3. **Pathway Specialization:** In the Sparse diagrams, the connection patterns differ between problems (e.g., the pathway for `36+28` is distinct from `43+59`), indicating the network may develop specialized sub-circuits for different input patterns.
4. **Layer Utilization:** The Non-Sparse model uses all layers heavily. The Sparse model appears to perform significant computation in the lower layers (0 and 1), with only critical information being propagated to the highest layer (Layer 3) for the final output.
### Interpretation
This diagram is a powerful visual argument for the efficiency of **sparse neural networks** or **pruned networks**. It demonstrates that a densely connected ("Non-Sparse") network contains a vast amount of redundancy. Through training or pruning, a network can be transformed into a "Sparse" version that retains full accuracy on its task while eliminating the majority of its parameters (connections).

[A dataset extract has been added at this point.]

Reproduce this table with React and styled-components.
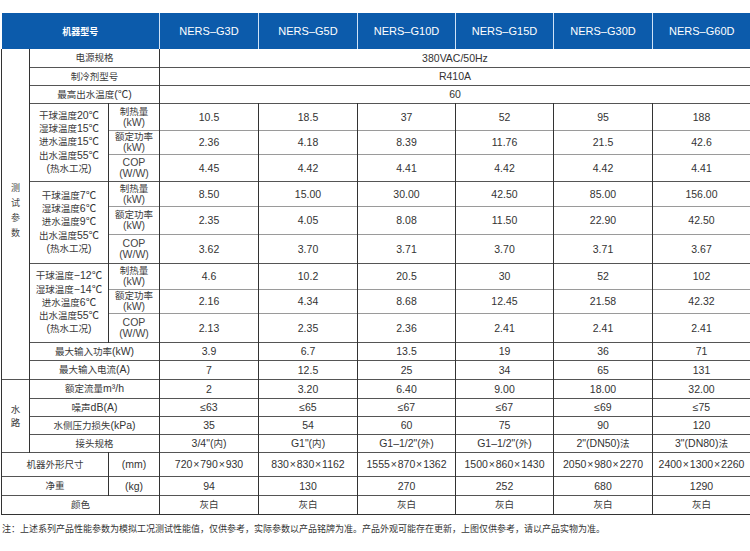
import styled, { createGlobalStyle } from "styled-components";

const GlobalStyle = createGlobalStyle`
  html, body {
    margin: 0;
    padding: 0;
    background: #fff;
    overflow: hidden;
  }
  body {
    font-family: "Liberation Sans", "Noto Sans CJK SC", sans-serif;
    color: #333;
  }
`;

const MODELS = ["NERS–G3D", "NERS–G5D", "NERS–G10D", "NERS–G15D", "NERS–G30D", "NERS–G60D"];

const COND_LINES = [
  ["干球温度20℃", "湿球温度15℃", "进水温度15℃", "出水温度55℃", "(热水工况)"],
  ["干球温度7℃", "湿球温度6℃", "进水温度9℃", "出水温度55℃", "(热水工况)"],
  ["干球温度−12℃", "湿球温度−14℃", "进水温度6℃", "出水温度55℃", "(热水工况)"],
];

const SUB = [
  ["制热量", "(kW)"],
  ["额定功率", "(kW)"],
  ["COP", "(W/W)"],
];

// values per test group, each row is one sub-row, 6 models
const GROUPS = [
  {
    heights: [27, 24, 27],
    rows: [
      ["10.5", "18.5", "37", "52", "95", "188"],
      ["2.36", "4.18", "8.39", "11.76", "21.5", "42.6"],
      ["4.45", "4.42", "4.41", "4.42", "4.42", "4.41"],
    ],
  },
  {
    heights: [25, 28, 29],
    rows: [
      ["8.50", "15.00", "30.00", "42.50", "85.00", "156.00"],
      ["2.35", "4.05", "8.08", "11.50", "22.90", "42.50"],
      ["3.62", "3.70", "3.71", "3.70", "3.71", "3.67"],
    ],
  },
  {
    heights: [26, 24, 29],
    rows: [
      ["4.6", "10.2", "20.5", "30", "52", "102"],
      ["2.16", "4.34", "8.68", "12.45", "21.58", "42.32"],
      ["2.13", "2.35", "2.36", "2.41", "2.41", "2.41"],
    ],
  },
];

const WATER = [
  { label: "额定流量m³/h", h: 19, values: ["2", "3.20", "6.40", "9.00", "18.00", "32.00"] },
  { label: "噪声dB(A)", h: 18, values: ["≤63", "≤65", "≤67", "≤67", "≤69", "≤75"] },
  { label: "水侧压力损失(kPa)", h: 18, values: ["35", "54", "60", "75", "90", "120"] },
  {
    label: "接头规格",
    h: 18,
    values: ["3/4\"(内)", "G1\"(内)", "G1–1/2\"(外)", "G1–1/2\"(外)", "2\"(DN50)法", "3\"(DN80)法"],
  },
];

const SIZES = [
  [720, 790, 930],
  [830, 830, 1162],
  [1555, 870, 1362],
  [1500, 860, 1430],
  [2050, 980, 2270],
  [2400, 1300, 2260],
];

const COL_WIDTHS = [28, 79, 51, 99, 99, 98, 98, 99, 98];

// chinese runs are set a bit smaller than the latin digits, like the print
function mix(text) {
  return text.split(/([\u3000-\u9fff\uff00-\uffef]+)/).map((part, i) =>
    i % 2 === 1 ? <Han key={i}>{part}</Han> : part
  );
}

export default function App() {
  return (
    <Page>
      <GlobalStyle />
      <Table>
        <colgroup>
          {COL_WIDTHS.map((w, i) => (
            <col key={i} style={{ width: w }} />
          ))}
        </colgroup>
        <thead>
          <HeadRow>
            <HeadCell colSpan={3} $small>
              机器型号
            </HeadCell>
            {MODELS.map((m) => (
              <HeadCell key={m}>{m}</HeadCell>
            ))}
          </HeadRow>
        </thead>
        <tbody>
          <Row $h={18} $first>
            <Cell rowSpan={14}>
              <Vertical>
                <span>测</span>
                <span>试</span>
                <span>参</span>
                <span>数</span>
              </Vertical>
            </Cell>
            <Cell colSpan={2}>{mix("电源规格")}</Cell>
            <Cell colSpan={6}>380VAC/50Hz</Cell>
          </Row>
          <Row $h={18}>
            <Cell colSpan={2}>{mix("制冷剂型号")}</Cell>
            <Cell colSpan={6}>R410A</Cell>
          </Row>
          <Row $h={18}>
            <Cell colSpan={2}>{mix("最高出水温度(℃)")}</Cell>
            <Cell colSpan={6}>60</Cell>
          </Row>
          {GROUPS.map((g, gi) =>
            g.rows.map((vals, ri) => (
              <Row key={gi + "-" + ri} $h={g.heights[ri]} $inner={ri > 0}>
                {ri === 0 && (
                  <Cell rowSpan={3}>
                    <Lines>
                      {COND_LINES[gi].map((l) => (
                        <div key={l}>{mix(l)}</div>
                      ))}
                    </Lines>
                  </Cell>
                )}
                <Cell>
                  <SubLabel>
                    <div>{mix(SUB[ri][0])}</div>
                    <div>{SUB[ri][1]}</div>
                  </SubLabel>
                </Cell>
                {vals.map((v, i) => (
                  <Cell key={i}>{v}</Cell>
                ))}
              </Row>
            ))
          )}
          <Row $h={18}>
            <Cell colSpan={2}>{mix("最大输入功率(kW)")}</Cell>
            {["3.9", "6.7", "13.5", "19", "36", "71"].map((v, i) => (
              <Cell key={i}>{v}</Cell>
            ))}
          </Row>
          <Row $h={19}>
            <Cell colSpan={2}>{mix("最大输入电流(A)")}</Cell>
            {["7", "12.5", "25", "34", "65", "131"].map((v, i) => (
              <Cell key={i}>{v}</Cell>
            ))}
          </Row>
          {WATER.map((w, wi) => (
            <Row key={w.label} $h={w.h}>
              {wi === 0 && (
                <Cell rowSpan={4}>
                  <Lines $lh={13}>
                    <div>{mix("水")}</div>
                    <div>{mix("路")}</div>
                  </Lines>
                </Cell>
              )}
              <Cell colSpan={2}>{mix(w.label)}</Cell>
              {w.values.map((v, i) => (
                <Cell key={i}>{mix(v)}</Cell>
              ))}
            </Row>
          ))}
          <Row $h={24}>
            <Cell colSpan={2}>{mix("机器外形尺寸")}</Cell>
            <Cell>(mm)</Cell>
            {SIZES.map((s, i) => (
              <Cell key={i}>{s.join("\u200a×\u200a")}</Cell>
            ))}
          </Row>
          <Row $h={19}>
            <Cell colSpan={2}>{mix("净重")}</Cell>
            <Cell>(kg)</Cell>
            {["94", "130", "270", "252", "680", "1290"].map((v, i) => (
              <Cell key={i}>{v}</Cell>
            ))}
          </Row>
          <Row $h={19} $last>
            <Cell colSpan={3}>{mix("颜色")}</Cell>
            {MODELS.map((m) => (
              <Cell key={m}>{mix("灰白")}</Cell>
            ))}
          </Row>
        </tbody>
      </Table>
      <Note>
        注：上述系列产品性能参数为模拟工况测试性能值，仅供参考，实际参数以产品铭牌为准。产品外观可能存在更新，上图仅供参考，请以产品实物为准。
      </Note>
    </Page>
  );
}

const Page = styled.div`
  width: 760px;
  padding: 13px 0 0 1px;
`;

const Table = styled.table`
  width: 749px;
  table-layout: fixed;
  border-collapse: collapse;
  font-size: 10.5px;
  color: #333;
`;

const HeadRow = styled.tr`
  height: 36px;
  background: #0c5bab;
`;

const HeadCell = styled.th`
  padding: 0;
  color: #fff;
  font-weight: ${(p) => (p.$small ? 700 : 400)};
  font-size: ${(p) => (p.$small ? "9px" : "11px")};
  text-align: center;
  border-left: 1px solid #cfe2f7;
  &:first-child {
    border-left: none;
  }
`;

const Row = styled.tr`
  height: ${(p) => p.$h}px;
  & > td {
    border-top: ${(p) => (p.$first ? "none" : `1px solid ${p.$inner ? "#9a9a9a" : "#555"}`)};
    border-bottom: ${(p) => (p.$last ? "1px solid #333" : "none")};
  }
`;

const Cell = styled.td`
  padding: 0;
  text-align: center;
  vertical-align: middle;
  border-left: 1px solid #333;
  border-right: 1px solid #333;
  line-height: 12px;
  white-space: nowrap;
`;

const Han = styled.span`
  font-size: 9.5px;
  color: #3a3a3a;
`;

const Vertical = styled.div`
  display: flex;
  flex-direction: column;
  align-items: center;
  gap: 5px;
  font-size: 9px;
  line-height: 10px;
  color: #444;
  margin-top: -6px;
`;

const Lines = styled.div`
  line-height: ${(p) => p.$lh || 12.3}px;
`;

const SubLabel = styled.div`
  line-height: 11px;
  color: #444;
`;

const Note = styled.div`
  margin-top: 8px;
  font-size: 9px;
  line-height: 12px;
  color: #333;
  padding-left: 1px;
`;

The **implications** are significant for computational efficiency:
* **Reduced Memory:** A sparse model requires less memory to store its weights.
* **Faster Computation:** Fewer connections mean fewer mathematical operations during the forward pass, leading to faster inference.
* **Interpretability:** The focused pathways in the sparse model are easier to analyze, potentially revealing how the network solves the arithmetic problem (e.g., which input digits contribute to which output digits).
The black arrow icons above certain results in the top display may indicate a specific operation (like a "carry" in addition) or highlight outputs that required more complex computation, which the sparse network still handles correctly with its efficient pathways. The diagram ultimately argues that intelligence (or at least, correct computation) in a neural network does not require every neuron to talk to every other neuron; it can emerge from a sparse, efficient, and structured set of connections.